13th Minister of Housing
- In office 16 August 1993 – 20 August 1997
- President: Akbar Hashemi Rafsanjani
- Preceded by: Serajedin Kazerooni
- Succeeded by: Ali Abdolalizadeh

Personal details
- Born: 6 June 1957 (age 69) Najaf, Iraq
- Spouse: Bano Rasoli Mahalati
- Children: 3
- Relatives: Ali Akbar Nategh-Nouri (brother-in-law) Mohammad-Ali Shahidi (brother-in-law)
- Education: Royal Holloway, University of London (PhD) Tehran University

= Abbas Ahmad Akhoundi =

Iranian politician

Abbas Ahmad Akhoundi (عباس آخوندی, born 6 June 1957) is an Iranian politician and academic and former Minister of Roads and Urban Development, from 2013 to 2018. In 1993, Akhoundi became the Minister of Housing and Urban Development, making him one of the youngest ministers in Iran's modern history until Mohammad-Javad Azari Jahromi's appointment in 2017.
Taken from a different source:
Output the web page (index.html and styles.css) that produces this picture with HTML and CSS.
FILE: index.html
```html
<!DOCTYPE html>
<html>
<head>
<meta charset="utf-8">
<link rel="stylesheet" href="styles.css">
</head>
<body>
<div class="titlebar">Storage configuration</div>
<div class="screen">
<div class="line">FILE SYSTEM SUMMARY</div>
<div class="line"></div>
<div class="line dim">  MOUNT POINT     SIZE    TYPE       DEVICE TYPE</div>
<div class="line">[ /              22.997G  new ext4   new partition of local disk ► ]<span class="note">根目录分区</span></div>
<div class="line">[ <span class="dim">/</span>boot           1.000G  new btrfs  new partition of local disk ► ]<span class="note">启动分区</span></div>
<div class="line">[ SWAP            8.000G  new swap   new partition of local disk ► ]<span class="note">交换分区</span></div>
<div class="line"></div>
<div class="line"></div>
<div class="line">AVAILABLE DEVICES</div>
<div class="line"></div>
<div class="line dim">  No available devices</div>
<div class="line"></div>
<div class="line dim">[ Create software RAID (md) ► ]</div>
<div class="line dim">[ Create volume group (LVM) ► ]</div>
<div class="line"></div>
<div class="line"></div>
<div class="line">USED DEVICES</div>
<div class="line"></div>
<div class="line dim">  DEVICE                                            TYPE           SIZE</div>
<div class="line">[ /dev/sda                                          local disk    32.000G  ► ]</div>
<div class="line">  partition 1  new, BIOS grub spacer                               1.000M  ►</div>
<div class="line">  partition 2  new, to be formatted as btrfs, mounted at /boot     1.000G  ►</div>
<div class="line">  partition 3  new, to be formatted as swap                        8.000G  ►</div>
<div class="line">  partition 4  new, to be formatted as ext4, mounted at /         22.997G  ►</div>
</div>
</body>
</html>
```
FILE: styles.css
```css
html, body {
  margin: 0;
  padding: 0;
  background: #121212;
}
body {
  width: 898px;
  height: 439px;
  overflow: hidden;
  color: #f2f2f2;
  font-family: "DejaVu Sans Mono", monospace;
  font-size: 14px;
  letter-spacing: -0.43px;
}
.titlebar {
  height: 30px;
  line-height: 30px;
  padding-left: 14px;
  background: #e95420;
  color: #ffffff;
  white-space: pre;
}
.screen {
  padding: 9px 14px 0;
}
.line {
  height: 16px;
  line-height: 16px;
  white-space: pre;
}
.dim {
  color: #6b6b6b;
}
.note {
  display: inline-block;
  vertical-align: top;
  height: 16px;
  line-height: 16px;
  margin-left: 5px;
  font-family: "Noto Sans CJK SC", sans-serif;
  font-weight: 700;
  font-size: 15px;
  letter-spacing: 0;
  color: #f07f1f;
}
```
==Early life and education==
The grandson of Grand Ayatollah Allameh Amini, Akhoundi was born in Najaf where his grandfather resided. Along with other Iranian families, he was deported from Iraq in the 1970s. He is also the brother-in-law of Ali Akbar Nategh Nouri. Akhoundi acquired his BEng and MSc from University of Tehran in Civil Engineering. He obtained a PhD in Political Economy from Royal Holloway, University of London in 2006. His thesis was titled Globalization, the nation-state and national economic policy making : the attitudes of Iran's elites.

==Political career==
Akhoundi is also widely accredited for drafting Iran's privatization bill known as Article 44 of the constitution. In 2011, he wrote a set of advised amendments to Article 44 published by Chamber of Commerce Industries and Mines, none of which have been implemented. During his time as the minister he founded the Construction Engineering Organization, the NGO responsible for the standardization of construction in Iran. Akhoundi served as Minister of Housing and Urban Development from 1993 to 1997 in the cabinet of Akbar Hashemi Rafsanjani.
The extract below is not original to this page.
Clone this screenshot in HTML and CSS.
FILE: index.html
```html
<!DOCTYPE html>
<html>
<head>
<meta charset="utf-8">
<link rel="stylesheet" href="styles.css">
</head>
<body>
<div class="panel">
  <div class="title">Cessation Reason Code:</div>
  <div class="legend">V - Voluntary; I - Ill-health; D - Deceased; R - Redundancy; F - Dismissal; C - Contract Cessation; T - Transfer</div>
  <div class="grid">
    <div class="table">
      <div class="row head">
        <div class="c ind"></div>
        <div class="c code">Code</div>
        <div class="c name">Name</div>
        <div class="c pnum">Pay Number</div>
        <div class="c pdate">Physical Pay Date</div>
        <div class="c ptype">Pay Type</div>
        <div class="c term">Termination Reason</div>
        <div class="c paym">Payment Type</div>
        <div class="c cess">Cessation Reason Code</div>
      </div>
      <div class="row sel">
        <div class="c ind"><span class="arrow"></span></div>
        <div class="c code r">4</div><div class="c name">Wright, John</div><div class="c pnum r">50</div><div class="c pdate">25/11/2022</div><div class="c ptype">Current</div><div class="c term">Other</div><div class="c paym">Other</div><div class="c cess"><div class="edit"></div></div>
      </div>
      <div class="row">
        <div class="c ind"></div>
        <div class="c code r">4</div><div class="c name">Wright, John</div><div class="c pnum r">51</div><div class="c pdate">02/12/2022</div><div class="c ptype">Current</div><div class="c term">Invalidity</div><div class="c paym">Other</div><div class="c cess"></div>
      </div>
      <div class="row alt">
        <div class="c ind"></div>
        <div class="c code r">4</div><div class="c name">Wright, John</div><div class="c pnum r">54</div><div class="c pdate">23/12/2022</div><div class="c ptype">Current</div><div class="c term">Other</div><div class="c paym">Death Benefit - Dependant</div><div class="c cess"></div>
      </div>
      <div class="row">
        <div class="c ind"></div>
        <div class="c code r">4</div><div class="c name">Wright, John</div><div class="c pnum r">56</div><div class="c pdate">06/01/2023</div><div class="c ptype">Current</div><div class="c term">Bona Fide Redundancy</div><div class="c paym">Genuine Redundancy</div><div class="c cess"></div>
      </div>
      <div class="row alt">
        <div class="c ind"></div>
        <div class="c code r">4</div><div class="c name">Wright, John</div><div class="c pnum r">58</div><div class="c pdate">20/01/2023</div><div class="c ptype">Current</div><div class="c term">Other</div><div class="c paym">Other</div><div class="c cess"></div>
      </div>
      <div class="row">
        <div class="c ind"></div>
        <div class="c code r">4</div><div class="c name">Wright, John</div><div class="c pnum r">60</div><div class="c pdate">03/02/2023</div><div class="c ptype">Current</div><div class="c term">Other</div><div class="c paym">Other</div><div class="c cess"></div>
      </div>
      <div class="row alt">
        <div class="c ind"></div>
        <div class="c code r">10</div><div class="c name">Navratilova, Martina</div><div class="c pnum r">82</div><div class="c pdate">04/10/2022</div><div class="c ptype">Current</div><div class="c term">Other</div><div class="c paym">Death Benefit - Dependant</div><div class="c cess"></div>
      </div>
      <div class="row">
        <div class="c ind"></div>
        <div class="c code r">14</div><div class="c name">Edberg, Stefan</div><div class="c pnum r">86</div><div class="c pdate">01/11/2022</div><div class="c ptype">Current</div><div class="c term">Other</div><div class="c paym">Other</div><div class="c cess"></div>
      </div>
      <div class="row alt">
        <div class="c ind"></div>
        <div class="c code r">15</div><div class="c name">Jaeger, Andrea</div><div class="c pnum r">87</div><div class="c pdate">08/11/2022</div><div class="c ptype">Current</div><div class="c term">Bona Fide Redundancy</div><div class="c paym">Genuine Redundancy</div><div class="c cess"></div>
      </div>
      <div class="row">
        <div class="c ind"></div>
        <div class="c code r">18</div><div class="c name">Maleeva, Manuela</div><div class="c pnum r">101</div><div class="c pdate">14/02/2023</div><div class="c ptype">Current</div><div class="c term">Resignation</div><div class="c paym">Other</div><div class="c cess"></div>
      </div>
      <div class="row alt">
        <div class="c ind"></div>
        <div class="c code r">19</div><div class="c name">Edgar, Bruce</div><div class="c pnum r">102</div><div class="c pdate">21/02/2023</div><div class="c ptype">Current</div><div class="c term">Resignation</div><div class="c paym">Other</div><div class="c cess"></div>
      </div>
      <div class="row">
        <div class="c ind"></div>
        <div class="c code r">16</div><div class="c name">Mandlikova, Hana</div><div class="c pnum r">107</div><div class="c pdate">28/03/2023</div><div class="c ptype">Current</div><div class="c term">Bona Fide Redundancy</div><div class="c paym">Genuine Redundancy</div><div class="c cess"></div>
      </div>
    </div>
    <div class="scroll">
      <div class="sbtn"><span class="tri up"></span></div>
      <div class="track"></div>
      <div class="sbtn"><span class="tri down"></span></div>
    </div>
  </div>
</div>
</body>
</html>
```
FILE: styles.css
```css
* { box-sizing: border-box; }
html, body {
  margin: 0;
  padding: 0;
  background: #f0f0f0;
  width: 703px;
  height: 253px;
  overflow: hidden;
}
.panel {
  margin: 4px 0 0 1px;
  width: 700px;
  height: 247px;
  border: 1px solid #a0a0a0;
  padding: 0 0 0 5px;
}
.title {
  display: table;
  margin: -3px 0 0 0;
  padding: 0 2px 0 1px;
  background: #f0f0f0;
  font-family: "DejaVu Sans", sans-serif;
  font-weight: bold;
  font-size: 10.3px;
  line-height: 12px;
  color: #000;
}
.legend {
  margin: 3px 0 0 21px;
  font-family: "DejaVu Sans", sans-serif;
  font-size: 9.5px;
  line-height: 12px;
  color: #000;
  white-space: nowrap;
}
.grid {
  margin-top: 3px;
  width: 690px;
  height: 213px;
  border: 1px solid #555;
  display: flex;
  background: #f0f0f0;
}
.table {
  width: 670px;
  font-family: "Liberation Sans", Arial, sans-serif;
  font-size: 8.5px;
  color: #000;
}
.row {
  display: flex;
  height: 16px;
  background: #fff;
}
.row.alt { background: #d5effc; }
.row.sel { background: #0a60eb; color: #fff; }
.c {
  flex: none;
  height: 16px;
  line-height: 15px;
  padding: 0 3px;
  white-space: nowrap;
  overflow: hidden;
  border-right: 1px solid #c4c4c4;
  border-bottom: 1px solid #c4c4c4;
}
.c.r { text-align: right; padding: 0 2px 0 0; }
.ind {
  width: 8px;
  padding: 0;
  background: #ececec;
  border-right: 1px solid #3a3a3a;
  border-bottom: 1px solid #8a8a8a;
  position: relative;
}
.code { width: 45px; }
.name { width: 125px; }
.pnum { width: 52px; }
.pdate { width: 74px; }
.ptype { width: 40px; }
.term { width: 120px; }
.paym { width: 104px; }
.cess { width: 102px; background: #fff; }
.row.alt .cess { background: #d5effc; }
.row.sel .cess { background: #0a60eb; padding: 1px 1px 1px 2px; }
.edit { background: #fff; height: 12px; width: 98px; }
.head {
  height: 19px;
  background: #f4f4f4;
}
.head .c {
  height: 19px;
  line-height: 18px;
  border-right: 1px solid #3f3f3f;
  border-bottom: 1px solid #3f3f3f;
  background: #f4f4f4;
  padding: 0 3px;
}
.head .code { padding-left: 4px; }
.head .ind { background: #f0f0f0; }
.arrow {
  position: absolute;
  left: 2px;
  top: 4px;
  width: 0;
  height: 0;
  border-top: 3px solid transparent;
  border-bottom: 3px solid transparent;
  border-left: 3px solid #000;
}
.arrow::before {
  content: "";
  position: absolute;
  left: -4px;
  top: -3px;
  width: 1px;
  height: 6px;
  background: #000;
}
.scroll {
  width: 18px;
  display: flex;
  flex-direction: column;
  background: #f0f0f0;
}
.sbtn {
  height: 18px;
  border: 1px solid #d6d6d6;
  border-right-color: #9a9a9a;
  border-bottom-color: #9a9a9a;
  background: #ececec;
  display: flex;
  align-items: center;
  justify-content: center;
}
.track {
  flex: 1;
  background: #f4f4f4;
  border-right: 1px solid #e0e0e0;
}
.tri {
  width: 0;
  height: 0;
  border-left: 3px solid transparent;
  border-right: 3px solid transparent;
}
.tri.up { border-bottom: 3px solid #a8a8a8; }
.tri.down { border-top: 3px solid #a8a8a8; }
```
He was chosen for the ministry of Roads and Urban Development by the newly elected President Hassan Rouhani, he needed to gain a vote of confidence from the Iranian Parliament before taking office. He was approved to take office on 15 August winning 159 from a possible 284 votes. He was also Head of the Iranian Housing Fund Charity for 8 years.

===Views===
Akhoundi maintains economically liberal views and is politically a reformer. He supported Mir-Hossein Mousavi for president in 2009 and was an important figure in his campaign.